Every line containing the word "components" needs to be found and copied.

+ + + + + + +

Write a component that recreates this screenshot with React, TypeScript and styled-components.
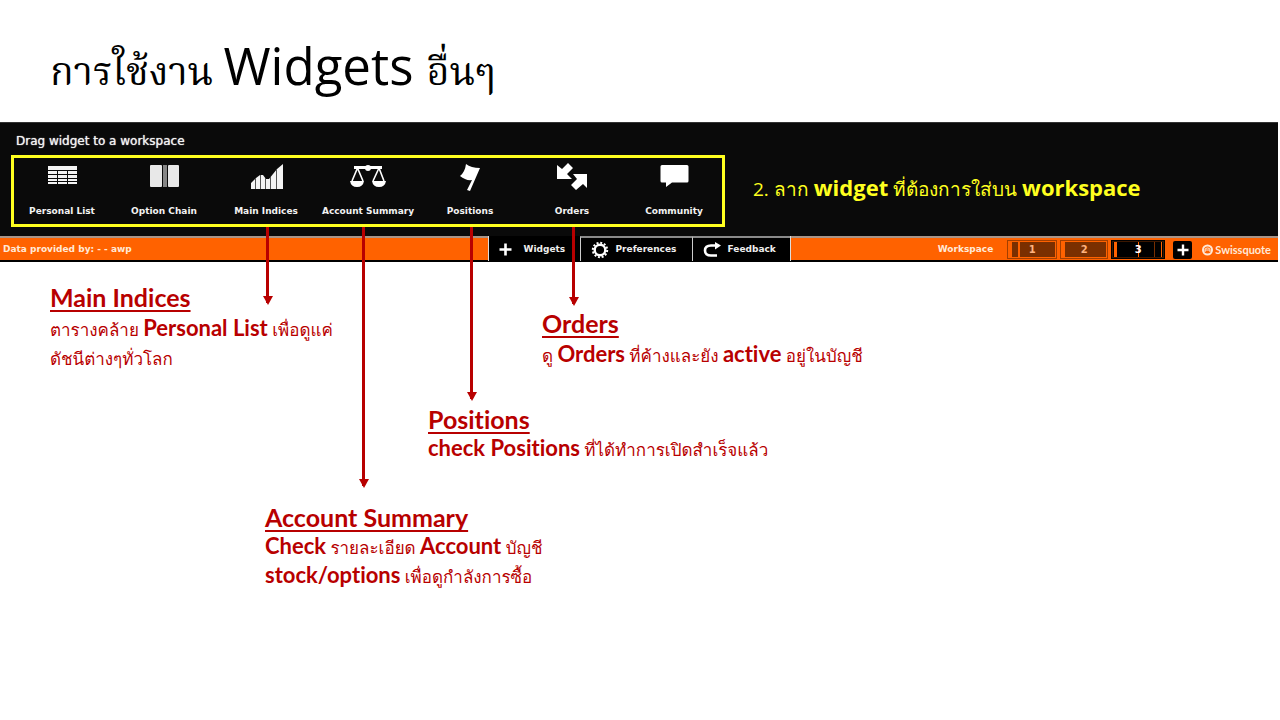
import React from "react";
import styled, { createGlobalStyle } from "styled-components";

const RED = "#b80000";
const YELLOW = "#ffff1f";
const ORANGE = "#ff6200";

const GlobalStyle = createGlobalStyle`
  * { box-sizing: border-box; }
  body { margin: 0; background: #fff; }
`;

const Slide = styled.main`
  font-family: Lato, Loma, "Noto Sans Thai Looped", sans-serif;
  font-variant-ligatures: none;
  min-height: 100vh;
`;

const Title = styled.h1`
  margin: 0;
  height: 122px;
  padding: 26px 50px 0;
  font: 400 51px/78px "Open Sans", serif;
  color: #000;
  white-space: nowrap;
`;

const ThaiTitle = styled.span`
  font-family: "Noto Serif Thai", Norasi, serif;
  font-weight: 400;
  font-size: 39px;
`;

const Panel = styled.section`
  margin-right: 2px;
  background: #0a0a0a;
  border-top: 1px solid #333;
  border-bottom: 2px solid #000;
  font-family: "DejaVu Sans", sans-serif;
`;

const PanelHint = styled.p`
  margin: 0;
  padding: 10px 16px 6px;
  font-size: 12px;
  line-height: 16px;
  color: #f2f2f2;
  text-shadow: 0 0 1px #f2f2f2;
`;

const PanelRow = styled.div`
  display: flex;
  align-items: center;
  padding-left: 11px;
  gap: 28px;
`;

const WidgetList = styled.ul`
  margin: 0;
  padding: 0;
  list-style: none;
  display: grid;
  grid-template-columns: repeat(7, 102px);
  height: 72px;
  box-shadow: inset 0 0 0 3px ${YELLOW};
`;

const WidgetItem = styled.li`
  position: relative;
  display: flex;
  flex-direction: column;
  align-items: center;
`;

const WidgetButton = styled.button`
  border: 0;
  padding: 5px 0 0;
  background: none;
  color: #f2f2f2;
  display: flex;
  flex-direction: column;
  align-items: center;
  gap: 12px;
  font: 700 9px/14px "DejaVu Sans", sans-serif;
  white-space: nowrap;
  svg { display: block; }
`;

const Arrow = styled.span<{ $length: number; $shift?: number }>`
  position: absolute;
  z-index: 2;
  top: 100%;
  left: calc(50% + ${(p) => p.$shift ?? 0}px);
  width: 3px;
  height: ${(p) => p.$length}px;
  background: ${RED};
  &::after {
    content: "";
    position: absolute;
    left: -3px;
    bottom: -2px;
    border: solid transparent;
    border-width: 9px 5px 0;
    border-top-color: ${RED};
  }
`;

const Instruction = styled.p`
  margin: 0;
  padding-bottom: 6px;
  color: ${YELLOW};
  font-size: 19px;
  line-height: 30px;
  font-family: "Open Sans", sans-serif;
  white-space: nowrap;
  b { font-size: 22px; }
`;

const Bar = styled.nav`
  margin-top: 9px;
  height: 24px;
  display: grid;
  grid-template-columns: 1fr auto 1fr;
  background: ${ORANGE};
  color: #ffe9d8;
  font: 700 9px/23px "DejaVu Sans", sans-serif;
`;

const BarSide = styled.div<{ $end?: boolean }>`
  display: flex;
  align-items: center;
  justify-content: ${(p) => (p.$end ? "flex-end" : "flex-start")};
  padding: 0 ${(p) => (p.$end ? 7 : 3)}px;
  border-top: 2px solid #a89488;
`;

const Tabs = styled.div`
  display: flex;
  border-left: 1px solid #ddd;
  border-right: 1px solid #ddd;
`;

const Tab = styled.button<{ $active?: boolean; $width: number }>`
  width: ${(p) => p.$width}px;
  border: 0;
  border-top: 2px solid ${(p) => (p.$active ? "#000" : "#8a8a8a")};
  border-left: ${(p) => (p.$active ? "0" : "1px solid #ccc")};
  padding: 0 0 0 10px;
  background: #000;
  color: #eee;
  font: inherit;
  display: flex;
  align-items: center;
  gap: 7px;
`;

const Spaces = styled.div`
  display: flex;
  gap: 3px;
  margin: 0 8px 0 14px;
`;

const spaceFills = {
  split: `linear-gradient(90deg, ${ORANGE} 4px, #7a2f00 4px 10px, ${ORANGE} 10px 12px, #7a2f00 12px)`,
  plain: `linear-gradient(90deg, ${ORANGE} 4px, #7a2f00 4px)`,
  active: `linear-gradient(90deg, #000 2px, ${ORANGE} 2px 5px, #000 5px 26px, ${ORANGE} 26px 27px, #000 27px 42px, #7a2f00 42px 43px, #000 43px 49px, ${ORANGE} 49px 50px, #000 50px)`,
};

const Space = styled.button<{ $fill: keyof typeof spaceFills; $width: number }>`
  width: ${(p) => p.$width}px;
  height: 19px;
  padding: 0;
  border: 1px solid ${(p) => (p.$fill === "active" ? "#000" : "#a33f00")};
  box-shadow: inset 0 0 0 1px ${(p) => (p.$fill === "active" ? "#3b1700" : ORANGE)};
  background: ${(p) => spaceFills[p.$fill]};
  color: ${(p) => (p.$fill === "active" ? "#fff" : "#ffb27d")};
  font: 700 10px/16px "DejaVu Sans", sans-serif;
`;

const AddButton = styled.button`
  width: 19px;
  height: 18px;
  padding: 0;
  border: 0;
  border-radius: 2px;
  background: #000;
  display: grid;
  place-items: center;
`;

const Brand = styled.a`
  margin-left: 10px;
  display: flex;
  align-items: center;
  gap: 2px;
  color: #ffe9d8;
  text-decoration: none;
  font: 700 11px/18px Lato, sans-serif;
`;

const Notes = styled.section`
  padding: 19px 50px 0;
  color: ${RED};
`;

const NoteRow = styled.div`
  display: grid;
  grid-template-columns: 492px 1fr;
  align-items: start;
`;

const Note = styled.article<{ $indent?: number; $drop?: number; $gap?: number }>`
  margin-left: ${(p) => p.$indent ?? 0}px;
  margin-top: ${(p) => p.$drop ?? 0}px;
  font-size: 17px;
  line-height: 29px;
  white-space: nowrap;
  h2 {
    margin: 0 0 ${(p) => p.$gap ?? 0}px;
    font-size: 25px;
    line-height: 32px;
    font-weight: 700;
    text-decoration: underline;
    text-decoration-thickness: 2px;
    text-underline-offset: 3px;
    text-decoration-skip-ink: none;
  }
  p { margin: 0; }
  b { font-size: 22px; line-height: 0; }
`;

const TableIcon = () => (
  <svg width="32" height="32" viewBox="0 0 32 32" fill="#f4f4f4">
    <path d="M2 6h29v4H2zM2 11h9v3H2zM12 11h9v3h-9zM22 11h9v3h-9zM2 15h9v3H2zM12 15h9v3h-9zM22 15h9v3h-9zM2 19h9v2H2zM12 19h9v2h-9zM22 19h9v2h-9zM2 22h9v2H2zM12 22h9v2h-9zM22 22h9v2h-9z" />
  </svg>
);

const ChainIcon = () => (
  <svg width="32" height="32" viewBox="0 0 32 32">
    <rect x="2" y="5" width="12" height="22" rx="1" fill="#e8e8e8" />
    <rect x="15" y="5" width="4" height="22" fill="#858585" />
    <rect x="20" y="5" width="11" height="22" rx="1" fill="#e8e8e8" />
  </svg>
);

const ChartIcon = () => (
  <svg width="34" height="32" viewBox="0 0 34 32">
    <path d="M2 29V23L7 18 11 15 14 15 17 19 20 19 24 14 28 9 34 4V29Z" fill="#f4f4f4" />
    <path d="M6.500 18V29M11.500 15V29M16.500 18V29M21.500 17V29M27.500 9V29" stroke="#555" />
  </svg>
);

const ScalesIcon = () => (
  <svg width="36" height="32" viewBox="0 0 36 32" fill="none" stroke="#fff" strokeWidth="1.600">
    <path d="M4 7.500H32" strokeWidth="3" />
    <circle cx="18" cy="8" r="3" fill="#fff" stroke="none" />
    <path d="M7.500 8L2 21M7.500 8L13 21M29 8L23 21M29 8L34 21" />
    <path d="M0 21H14Q13 27 7 27T0 21ZM22 21H36Q35 27 29 27T22 21Z" fill="#fff" stroke="none" />
  </svg>
);

const FlagIcon = () => (
  <svg width="32" height="32" viewBox="0 0 32 32" fill="#fff">
    <path d="M12 4Q17 8 26 8L16 31 13 30 18 20Q12 21 6 16Q11 12 12 4Z" />
  </svg>
);

const OrdersIcon = () => (
  <svg width="32" height="32" viewBox="0 0 32 32" fill="#fff">
    <path d="M1 5L6 9 12 3 17 8 11 14 16 19H1Z" />
    <path d="M31 14V28L27 24 20 30 15 25 21 19 17 14Z" />
  </svg>
);

const BubbleIcon = () => (
  <svg width="32" height="32" viewBox="0 0 32 32" fill="#fff">
    <path d="M4 5H29Q30.500 5 30.500 6.500V21Q30.500 22.500 29 22.500H14L8 27V22.500H4Q2.500 22.500 2.500 21V6.500Q2.500 5 4 5Z" />
  </svg>
);

const PlusIcon = () => (
  <svg width="18" height="18" viewBox="0 0 18 18" stroke="#fff" strokeWidth="2.600">
    <path d="M6.500 2.500V14.500M0.500 8.500H12.500" />
  </svg>
);

const GearIcon = () => (
  <svg width="18" height="18" viewBox="0 0 18 18" fill="none" stroke="#fff">
    <circle cx="9" cy="9" r="5.300" strokeWidth="2.400" />
    <circle cx="9" cy="9" r="7.200" strokeWidth="2" strokeDasharray="2 1.770" />
  </svg>
);

const FeedbackIcon = () => (
  <svg width="18" height="16" viewBox="0 0 18 16" fill="none" stroke="#fff" strokeWidth="2.600">
    <path d="M14 13.500H8Q2 13.500 2 8.500T8 3.500H13" />
    <path d="M12 0L18 3.500 12 7.500Z" fill="#fff" stroke="none" />
  </svg>
);

const BrandIcon = () => (
  <svg width="11" height="12" viewBox="0 0 11 12">
    <circle cx="5.500" cy="6" r="4.500" fill={ORANGE} stroke="#ffe9d8" strokeWidth="2" />
    <path d="M3 8V5.500Q3 4 5.500 4T8 5.500V8M3 6H8" stroke="#ffe9d8" fill="none" />
  </svg>
);

const widgets = [
  { label: "Personal List", icon: <TableIcon /> },
  { label: "Option Chain", icon: <ChainIcon /> },
  { label: "Main Indices", icon: <ChartIcon />, arrow: 76, shift: 0 },
  { label: "Account Summary", icon: <ScalesIcon />, arrow: 259, shift: -6 },
  { label: "Positions", icon: <FlagIcon />, arrow: 172, shift: 0 },
  { label: "Orders", icon: <OrdersIcon />, arrow: 77, shift: 0 },
  { label: "Community", icon: <BubbleIcon /> },
];

export default function App() {
  return (
    <>
      <GlobalStyle />
      <Slide>
        <Title>
          <ThaiTitle>การใช้งาน </ThaiTitle>Widgets <ThaiTitle>อื่นๆ</ThaiTitle>
        </Title>
        <Panel>
          <PanelHint>Drag widget to a workspace</PanelHint>
          <PanelRow>
            <WidgetList>
              {widgets.map((w) => (
                <WidgetItem key={w.label}>
                  <WidgetButton type="button">
                    {w.icon}
                    {w.label}
                  </WidgetButton>
                  {w.arrow && <Arrow $length={w.arrow} $shift={w.shift} />}
                </WidgetItem>
              ))}
            </WidgetList>
            <Instruction>
              2. ลาก <b>widget</b> ที่ต้องการใส่บน <b>workspace</b>
            </Instruction>
          </PanelRow>
          <Bar>
            <BarSide>Data provided by: - - awp</BarSide>
            <Tabs>
              <Tab type="button" $active $width={91}><PlusIcon />Widgets</Tab>
              <Tab type="button" $width={112}><GearIcon />Preferences</Tab>
              <Tab type="button" $width={98}><FeedbackIcon />Feedback</Tab>
            </Tabs>
            <BarSide $end>
              Workspace
              <Spaces>
                <Space type="button" $fill="split" $width={50}>1</Space>
                <Space type="button" $fill="plain" $width={48}>2</Space>
                <Space type="button" $fill="active" $width={54}>3</Space>
              </Spaces>
              <AddButton type="button" aria-label="Add workspace">
                <svg width="12" height="12" viewBox="0 0 12 12" stroke="#fff" strokeWidth="2.400">
                  <path d="M6 0.500V11.500M0.500 6H11.500" />
                </svg>
              </AddButton>
              <Brand href="#"><BrandIcon />Swissquote</Brand>
            </BarSide>
          </Bar>
        </Panel>
        <Notes>
          <NoteRow>
            <Note $gap={2}>
              <h2>Main Indices</h2>
              <p>ตารางคล้าย <b>Personal List</b> เพื่อดูแค่<br />ดัชนีต่างๆทั่วโลก</p>
            </Note>
            <Note $drop={26} $gap={2}>
              <h2>Orders</h2>
              <p>ดู <b>Orders</b> ที่ค้างและยัง <b>active</b> อยู่ในบัญชี</p>
            </Note>
          </NoteRow>
          <Note $indent={378} $drop={30}>
            <h2>Positions</h2>
            <p><b>check Positions</b> ที่ได้ทำการเปิดสำเร็จแล้ว</p>
          </Note>
          <Note $indent={215} $drop={37}>
            <h2>Account Summary</h2>
            <p><b>Check</b> รายละเอียด <b>Account</b> บัญชี<br /><b>stock/options</b> เพื่อดูกำลังการซื้อ</p>
          </Note>
        </Notes>
      </Slide>
    </>
  );
}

+ + + + + + +

**Exercise output**:
Write a component that recreates this screenshot with React, TypeScript and styled-components.
import styled, { createGlobalStyle } from "styled-components";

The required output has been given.